Could hydraulic fracturing provide a means of cleaning some Pennsylvania streams? Perhaps so.
A new study from the Rand Corporation gives hope that gas development could partially reduce "acid mine pollution," by using for hydraulic fracturing the highly acidic water that drains from old coal mines and piles of coal waste. www.statejournal.com/story/17515367/coal-mine-waterconsidered-for-frac-water. Acid mine pollution or what Rand calls Coal Mine Water is generally judged the leading cause of damage to Pennsylvania's waters, because it essentially destroys all aquatic life, and devastates about 4,000 miles of streams in the Commonwealth.
Not long after the shale gas boom began, the possibility emerged of using acid mine drainage now fouling streams as a source of water for hydraulic fracturing. Doing so would be a double win for the environment by reducing the damage done by acid mine drainage and decreasing water withdrawals from streams for hydrualic fracturing. Making the possibility of using acid mine drainage in this manner more tantalizing is the fact that often acid mine pollution is most severe in areas where gas development is also taking place.

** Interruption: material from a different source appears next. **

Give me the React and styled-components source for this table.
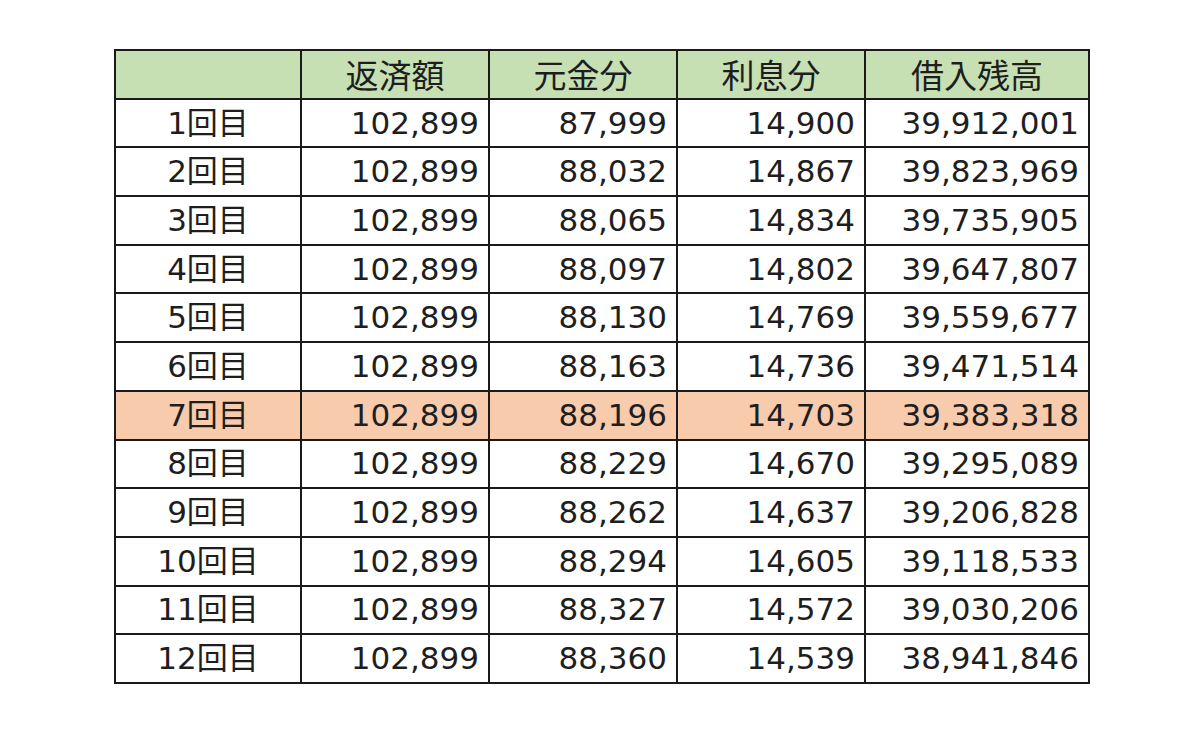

The Rand Study states: "All told, the amount of CMW [coal mine water] in the region is likely to exceed the quantity of water required by the Marcellus Shale extraction industry in the next decade by a large margin." Rand further finds that the economics of using this resource will vary, depending on site specific characteristics, including transport distances, and chemistry of the CMW.
The whole study is here: www.rand.org/content/dam/rand/pubs/conf_proceedings/2012/RAND_CF300.pdf.
Typically to stop acid mine drainage from devastating streams requires constant, forever treatment of the polluted waters. It is very expensive to do. A substantial environmental victory would be won, even if a handful of sources, where untreated coal mine water is now devastating streams, could be stopped by using the polluting water for hydraulic fracturing.